Course Overview
The left-hand-side navigation of this course is in order and the course is intended to be consumed from top-to-bottom. Throughout the course you can always click the 'previous' or 'next' buttons at the bottom of the page to navigate the material in the correct order.
Foundational concepts
The attempt of this introductory section is to expose you to all the parts of SELinux without overwhelming with intricacies that you would encounter if Googling "how to SELinux?".
Lab: Using SELinux to secure a Bastion Host
Sometimes, before getting deep into documentation and theoretical it's better to learn by doing. That is exactly the intention of this section!
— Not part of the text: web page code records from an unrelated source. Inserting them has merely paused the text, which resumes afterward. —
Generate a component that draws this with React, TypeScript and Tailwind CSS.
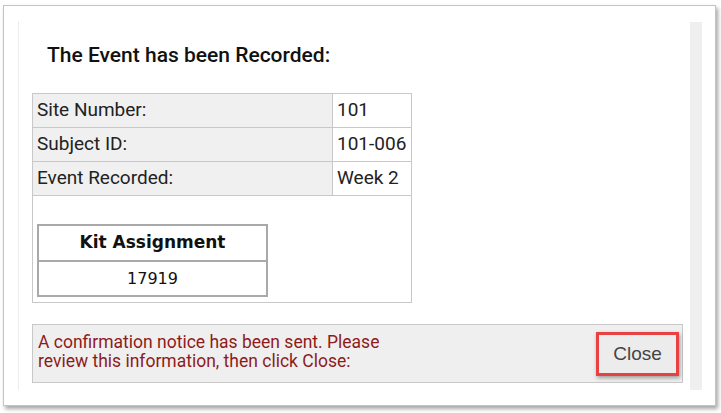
const rows = [
  { label: 'Site Number:', value: '101' },
  { label: 'Subject ID:', value: '101-006' },
  { label: 'Event Recorded:', value: 'Week 2' },
];

function KitTable() {
  return (
    <table className="w-[231px] border-collapse border-2 border-[#a9a9a9] font-['DejaVu_Sans',sans-serif] text-[#111]">
      <tbody>
        <tr className="h-[36px]">
          <th className="border-2 border-[#a9a9a9] text-center text-[17px] font-bold">Kit Assignment</th>
        </tr>
        <tr className="h-[35px]">
          <td className="border-2 border-[#a9a9a9] text-center text-[16px]">17919</td>
        </tr>
      </tbody>
    </table>
  );
}

export default function App() {
  return (
    <div className="h-[413px] w-[721px] overflow-hidden bg-white font-['Roboto',sans-serif]">
      <div className="ml-[3px] mt-[5px] h-[401px] w-[713px] border border-[#c4c4c4] bg-white pl-[14px] pt-[15px] shadow-[2px_3px_4px_rgba(0,0,0,0.35)]">
        <div className="flex h-[369px]">
          <div className="w-[672px] border-l border-[#ececec] pl-[13px] pt-[22px]">
            <h2 className="ml-[15px] text-[21px] leading-[24px] font-medium text-[#111]">The Event has been Recorded:</h2>

            <table className="mt-[26px] w-[380px] border-collapse border border-[#c8c8c8] text-[19px] text-[#222]">
              <tbody>
                {rows.map((row) => (
                  <tr key={row.label} className="h-[34px]">
                    <td className="w-[300px] border border-[#c8c8c8] bg-[#f0f0f0] pl-[4px]">{row.label}</td>
                    <td className="border border-[#c8c8c8] bg-white pl-[4px]">{row.value}</td>
                  </tr>
                ))}
                <tr>
                  <td colSpan={2} className="h-[105px] border border-[#c8c8c8] pl-[4px] pt-[28px] pb-[5px] align-top">
                    <KitTable />
                  </td>
                </tr>
              </tbody>
            </table>

            <div className="mt-[21px] flex h-[59px] w-[651px] items-start justify-between border border-[#c8c8c8] bg-[#efefef] pl-[5px] pr-[3px]">
              <p className="pt-[8px] text-[17.5px] leading-[19px] text-[#8e1b1b]">
                A confirmation notice has been sent. Please
                <br />
                review this information, then click Close:
              </p>
              <button className="mt-[7px] h-[44px] w-[83px] border-[3px] border-[#e84141] bg-[#ececec] font-['Liberation_Sans',sans-serif] text-[19px] text-[#444] shadow-[1px_2px_4px_rgba(0,0,0,0.35)]">
                Close
              </button>
            </div>
          </div>
          <div className="mt-[1px] w-[12px] bg-[#efefef]" />
        </div>
      </div>
    </div>
  );
}
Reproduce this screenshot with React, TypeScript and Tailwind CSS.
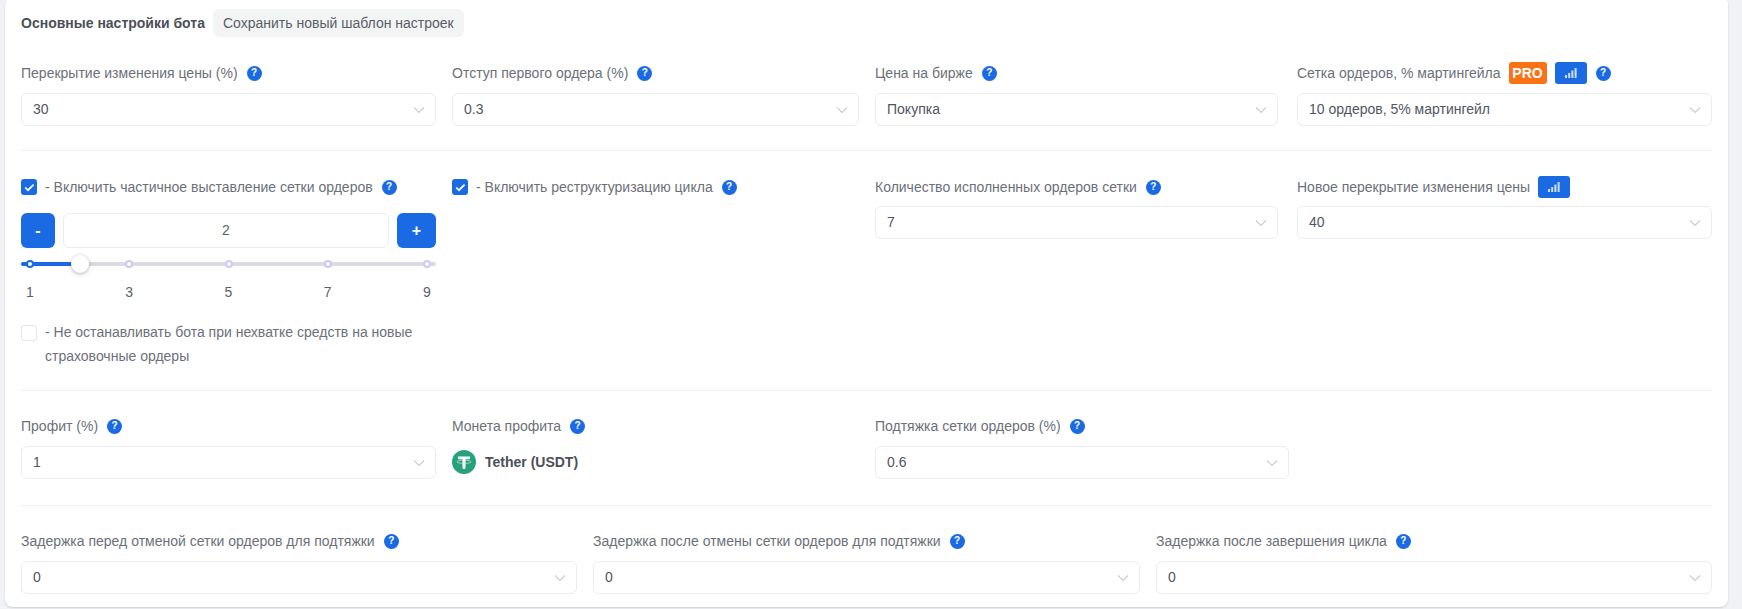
import React from "react";

function Help() {
  return (
    <span className="ml-[9px] inline-flex h-[15px] w-[15px] shrink-0 items-center justify-center rounded-full bg-[#1a6ae3] text-[10px] font-bold leading-none text-white">
      ?
    </span>
  );
}

function Chevron() {
  return (
    <svg width="12" height="8" viewBox="0 0 12 8" fill="none" className="shrink-0">
      <path d="M1 1.5 L6 6.5 L11 1.5" stroke="#c9ccd1" strokeWidth="1.1" />
    </svg>
  );
}

function Select({ value }: { value: string }) {
  return (
    <div className="flex h-[33px] items-center justify-between rounded-md border border-[#ebedf0] bg-white pl-[11px] pr-[10px] text-[14px] text-[#4f5661]">
      <span>{value}</span>
      <Chevron />
    </div>
  );
}

function Bars() {
  return (
    <span className="inline-flex h-[22px] w-[32px] shrink-0 items-center justify-center rounded-[3px] bg-[#1a6ae3]">
      <svg width="12" height="10" viewBox="0 0 12 10" fill="#cfe0fb">
        <rect x="0" y="7" width="2" height="3" />
        <rect x="3.2" y="5" width="2" height="5" />
        <rect x="6.4" y="2.5" width="2" height="7.5" />
        <rect x="9.6" y="0" width="2" height="10" />
      </svg>
    </span>
  );
}

function Label({ children }: { children: React.ReactNode }) {
  return <div className="flex h-[22px] items-center text-[14px] text-[#6b7079]">{children}</div>;
}

function Field({ label, value, tight = false }: { label: string; value: string; tight?: boolean }) {
  return (
    <div>
      <Label>
        {label}
        <Help />
      </Label>
      <div className={tight ? "mt-[8px]" : "mt-[9px]"}>
        <Select value={value} />
      </div>
    </div>
  );
}

function Check({ on }: { on?: boolean }) {
  return on ? (
    <span className="flex h-[16px] w-[16px] shrink-0 items-center justify-center rounded-[3px] bg-[#1a6ae3]">
      <svg width="11" height="9" viewBox="0 0 11 9" fill="none">
        <path d="M1.2 4.5 L4 7.2 L9.6 1.6" stroke="white" strokeWidth="1.7" />
      </svg>
    </span>
  ) : (
    <span className="block h-[16px] w-[16px] shrink-0 rounded-[3px] border border-[#e4e6ea] bg-white" />
  );
}

function Divider() {
  return <div className="h-[1px] bg-[#eff0f2]" />;
}

function Tether() {
  return (
    <svg width="24" height="24" viewBox="0 0 24 24" className="shrink-0">
      <circle cx="12" cy="12" r="12" fill="#26a17b" />
      <path d="M6 6.5 H18 V9.3 H13.5 V18.8 H10.5 V9.3 H6 Z" fill="white" />
      <ellipse cx="12" cy="11.8" rx="7" ry="1.6" fill="none" stroke="white" strokeOpacity="0.65" strokeWidth="0.8" />
    </svg>
  );
}

const marks = ["1", "3", "5", "7", "9"];

function Slider() {
  return (
    <div className="relative mt-[14px] h-[4px] rounded-full bg-[#dadbe0]">
      <div className="absolute left-0 top-0 h-[4px] w-[59px] rounded-full bg-[#1a6ae3]" />
      <div className="absolute inset-x-[9px] top-[-2px] flex justify-between">
        {marks.map((m, i) => (
          <span key={m} className="relative h-[8px] w-0">
            <span
              className={
                "absolute left-[-4px] top-0 h-[8px] w-[8px] rounded-full border-2 bg-white " +
                (i === 0 ? "border-[#1a6ae3]" : "border-[#cfc8f3]")
              }
            />
          </span>
        ))}
      </div>
      <div className="absolute left-[50px] top-[-7px] h-[18px] w-[18px] rounded-full bg-white shadow-[0_1px_4px_rgba(0,0,0,0.3)]" />
    </div>
  );
}

export default function App() {
  return (
    <div
      className="min-h-[609px] bg-[#f0f2f5] pl-[5px] pr-[14px] text-[14px]"
      style={{ fontFamily: "'Liberation Sans', Arial, sans-serif" }}
    >
      <div className="h-[607px] rounded-b-lg rounded-t-sm bg-white px-4 pt-[9px] shadow-[0_1px_2px_rgba(0,0,0,0.15)]">
        <div className="flex h-[28px] items-center">
          <span className="font-bold text-[#4b5058]">Основные настройки бота</span>
          <span className="ml-2 flex h-[28px] items-center rounded-md bg-[#f3f5f5] px-[10px] text-[#585e67]">
            Сохранить новый шаблон настроек
          </span>
        </div>

        <div className="mt-[25px] grid grid-cols-[415px_407px_403px_415px] gap-x-[16px]">
          <Field label="Перекрытие изменения цены (%)" value="30" />
          <Field label="Отступ первого ордера (%)" value="0.3" />
          <Field label="Цена на бирже" value="Покупка" />
          <div className="ml-[3px] w-[415px]">
            <Label>
              Сетка ордеров, % мартингейла
              <span className="ml-2 flex h-[22px] w-[38px] items-center justify-center rounded-[3px] bg-[#f97316] text-[14px] font-bold text-white">
                PRO
              </span>
              <span className="ml-2 flex">
                <Bars />
              </span>
              <Help />
            </Label>
            <div className="mt-[9px]">
              <Select value="10 ордеров, 5% мартингейл" />
            </div>
          </div>
        </div>

        <div className="mt-[24px]">
          <Divider />
        </div>

        <div className="mt-[25px] grid grid-cols-[415px_407px_403px_415px] gap-x-[16px]">
          <div>
            <div className="flex h-[22px] items-center text-[#6b7079]">
              <Check on />
              <span className="ml-2">- Включить частичное выставление сетки ордеров</span>
              <Help />
            </div>
            <div className="mt-[15px] flex h-[35px] gap-2">
              <div className="flex w-[34px] items-center justify-center rounded-md bg-[#1a6ae3] text-[16px] font-bold text-white">-</div>
              <div className="flex flex-1 items-center justify-center rounded-md border border-[#ebedf0] text-[#5a5f68]">2</div>
              <div className="flex w-[39px] items-center justify-center rounded-md bg-[#1a6ae3] text-[16px] font-bold text-white">+</div>
            </div>
            <Slider />
            <div className="mt-[16px] flex h-[20px] justify-between px-[9px] text-[#5a5f68]">
              {marks.map((m) => (
                <span key={m} className="flex w-0 justify-center">
                  {m}
                </span>
              ))}
            </div>
            <div className="mt-[18px] flex text-[#6b7079]">
              <span className="mt-[5px]">
                <Check />
              </span>
              <span className="ml-2 leading-[24px]">
                - Не останавливать бота при нехватке средств на новые страховочные ордеры
              </span>
            </div>
          </div>
          <div className="flex h-[22px] items-center text-[#6b7079]">
            <Check on />
            <span className="ml-2">- Включить реструктуризацию цикла</span>
            <Help />
          </div>
          <Field label="Количество исполненных ордеров сетки" value="7" tight />
          <div className="ml-[3px] w-[415px]">
            <Label>
              Новое перекрытие изменения цены
              <span className="ml-2 flex">
                <Bars />
              </span>
            </Label>
            <div className="mt-[8px]">
              <Select value="40" />
            </div>
          </div>
        </div>

        <div className="mt-[22px]">
          <Divider />
        </div>

        <div className="mt-[24px] grid grid-cols-[415px_407px_414px] gap-x-[16px]">
          <Field label="Профит (%)" value="1" />
          <div>
            <Label>
              Монета профита
              <Help />
            </Label>
            <div className="mt-[13px] flex items-center">
              <Tether />
              <span className="ml-[9px] font-bold text-[#4b5058]">Tether (USDT)</span>
            </div>
          </div>
          <Field label="Подтяжка сетки ордеров (%)" value="0.6" />
        </div>

        <div className="mt-[26px]">
          <Divider />
        </div>

        <div className="mt-[24px] grid grid-cols-[556px_547px_556px] gap-x-[16px]">
          <Field label="Задержка перед отменой сетки ордеров для подтяжки" value="0" />
          <Field label="Задержка после отмены сетки ордеров для подтяжки" value="0" />
          <Field label="Задержка после завершения цикла" value="0" />
        </div>
      </div>
    </div>
  );
}
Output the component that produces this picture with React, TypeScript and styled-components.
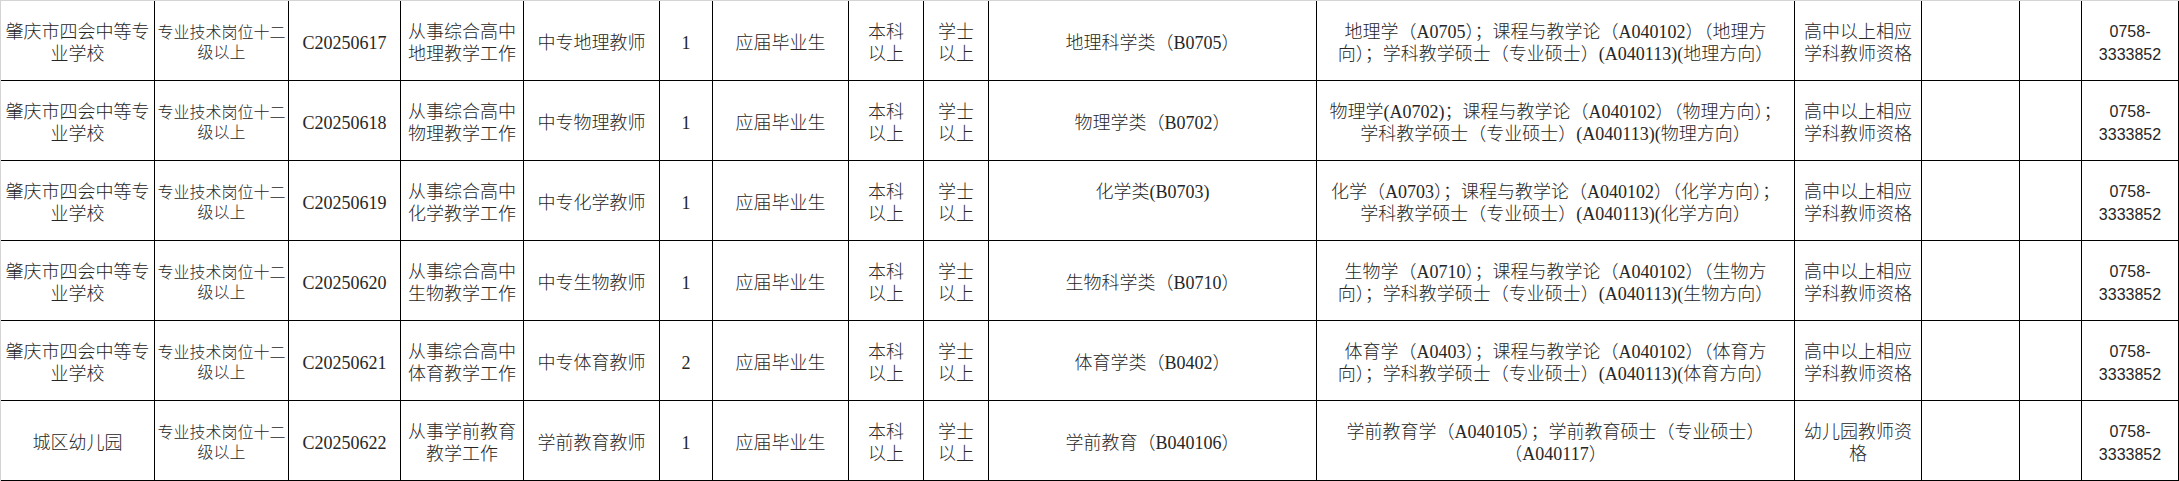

A jumpbox (or bastion host1) is a hardened point of entry into a larger, private network. Usually this is used by many users simultaneously, hence one should consider how to isolate user's from each other. As a bastion-host is already a well-covered subject matter the addition of SELinux is the only new moving part here.
Beyond the basics
Now that we have had some practical exposure, we will dive deeper into auditd, tooling and more components of the SELinux ecosystem.
Lab: Defending a vulnerable application
I wrote some horrendous application in c (the start to all good stories) called Shellcode Eater. It's a web application that will execute any shellcode2 that you give it. The idea is that if you can secure this vulnerable-by-design application then a any other application should be easier.
Productionizing SELinux
In this final section we wrap up by learning how to add polish to the policies that we write so that they can be consumed by others that are not as familiar with SELinux. Also this section will cover some testing rigour and how to be operationally secure when managing policies.